Mit dieser einschränkenden Auslegung hat das BSG Schadensersatzansprüche wegen Angabe einer unzuständigen KK auf einer Arzneimittelverordnung ausgeschieden, da die Pflichtverletzung das Wirtschaftlichkeitsgebot nicht berühre. Demgegenüber bleibt bei der Schädigung einer Kasse durch einen medizinischen Kunstfehler das Wirtschaftlichkeitsgebot auch dann berührt, wenn die ärztliche Behandlung aufgrund eines Heil- und Kostenplanes erfolgt. Insoweit ist zwar zu prüfen, ob der genehmigte Heil- und Kostenplan unter dem Gesichtspunkt der vorherigen Wirtschaftlichkeitsprüfung die Geltendmachung des Schadensersatzanspruchs ausschließt. Jedoch verdeutlicht gerade dieser Zusammenhang zwischen der vorherigen Wirtschaftlichkeitsprüfung und dem Schadensersatzanspruch, daß dessen Geltendmachung im Sinne der Kompetenzregelung die Wirtschaftlichkeitsprüfung berührt. § 2 Abs 3 der Anlage 6 zum BMV-Zahnärzte, nach der bei der kieferorthopädischen Behandlung Leistungen, für die die KK aufgrund eines Heil- und Kostenplanes die Kosten übernommen hat, nicht mehr der Prüfung auf Notwendigkeit und Wirtschaftlichkeit unterliegen, regelt die Bindungswirkung der Kostenübernahme und erlaubt es nicht, den Zusammenhang zwischen ärztlichem Kunstfehler und Wirtschaftlichkeitsprüfung zu verneinen. Im übrigen ist dem LSG auch darin zuzustimmen, daß § 2 Abs 3 der Anlage 6 zum BMV-Zahnärzte (Vereinbarung über das Gutachterverfahren bei kieferorthopädischen Maßnahmen) die nachträgliche Wirtschaftlichkeitsprüfung nur hinsichtlich der geplanten Behandlungsmaßnahme ausschließt, nicht aber hinsichtlich der tatsächlich ausgeführten Maßnahme, soweit diese vom Behandlungsplan abweicht. Der Ausschluß der Wirtschaftlichkeitsprüfung gilt somit gerade nicht für die hier streitige Behauptung der KK, der eingetretene Schaden resultiere aus falschen Entscheidungen des Behandlers, insbesondere in Gestalt einer vom genehmigten Behandlungsplan abweichenden Extraktionstherapie, die zu einem Rücksinken der Knochenstruktur und im Unterkiefer zu einer extremen Mittellinienverschiebung nach rechts mit starker Kippung der Frontzähne geführt habe. Entsprechend schließt die Kostenübernahme nach der Vereinbarung über das Gutachterverfahren bei Behandlung von Parodontopathien die Zuständigkeit der Prüfeinrichtungen für die Prüfung der Einhaltung der Parodontose-Richtlinien nicht aus (BSG SozR 3-2500 § 106 Nr 8). Die damit gegebene Zuständigkeit der Prüfungseinrichtungen macht deren Beiladung erforderlich.

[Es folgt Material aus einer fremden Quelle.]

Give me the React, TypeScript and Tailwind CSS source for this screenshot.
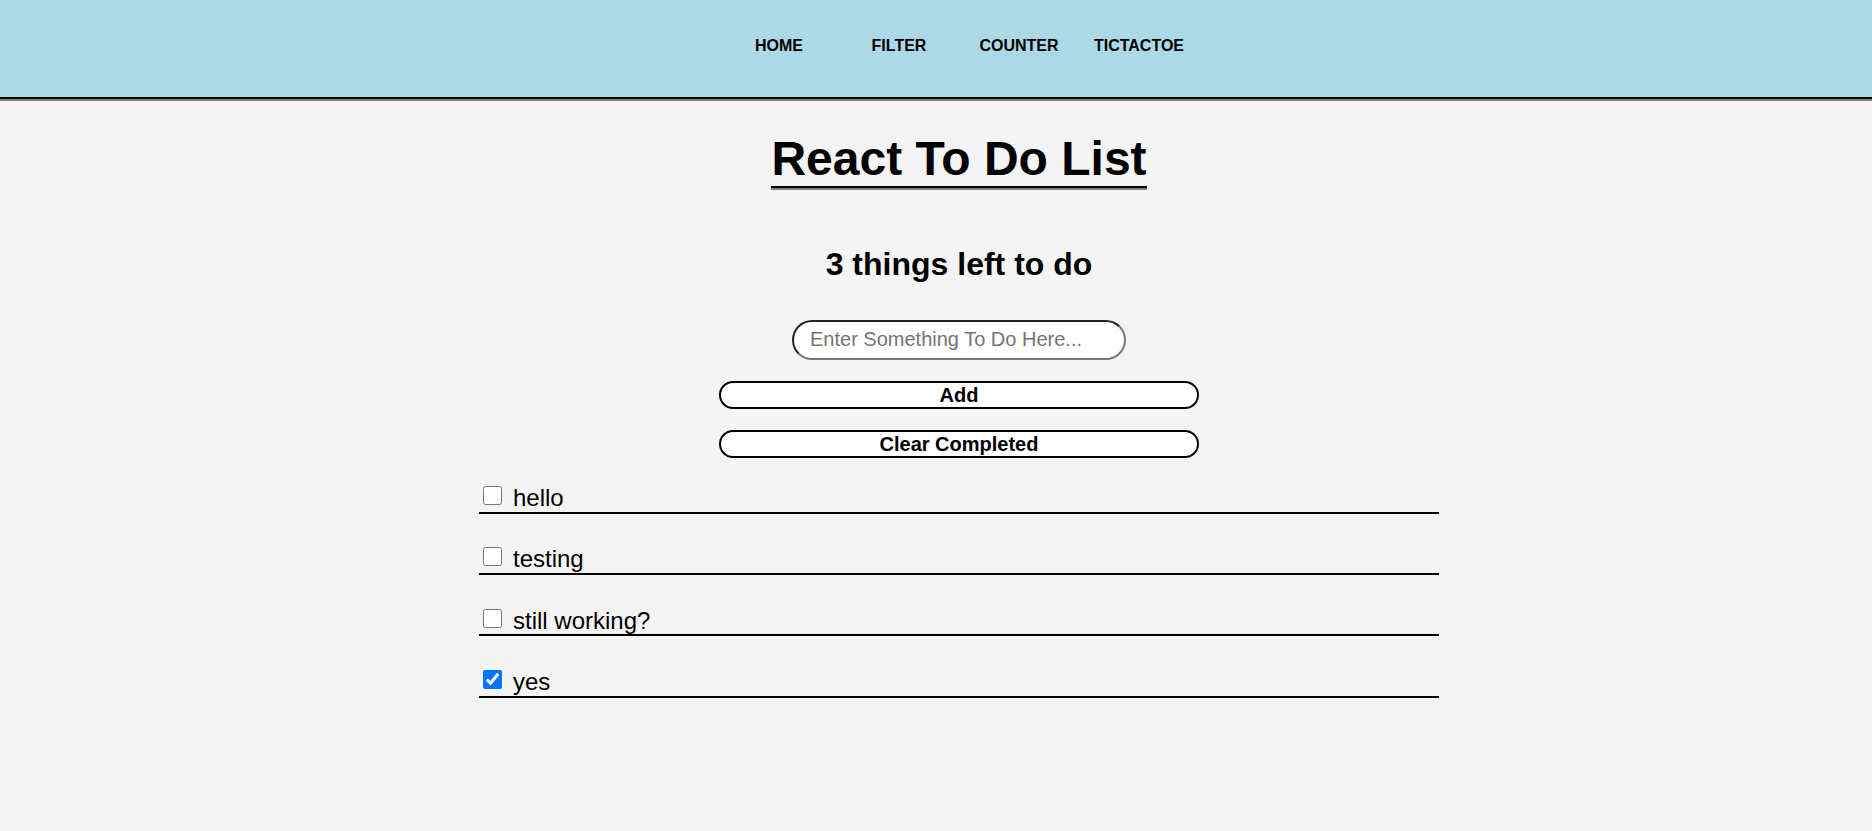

Der Senat ist an dieser Entscheidung nicht durch § 41 SGG gehindert. Der 6. Senat des BSG hat allerdings im Urteil vom 31. Juli 1991 (6 RKa 20/90 = SozR 3-2500 § 106 Nr 8) den Kürzungsbescheid der KZÄV hinsichtlich der Ablehnung einer weiteren Kürzung in zwei Fällen wegen fehlender Zuständigkeit aufgehoben und damit im Ergebnis einen Fall der notwendigen Beiladung des Prüfungsausschusses verneint. Das wird jedoch nicht begründet. Da der erkennende Senat nunmehr für das Kassenzahnarztrecht allein zuständig ist, war eine Anrufung des Großen Senats nach § 41 SGG nicht erforderlich.

Im abschließenden Urteil wird das LSG auch über die Kosten des Revisionsverfahrens zu entscheiden haben.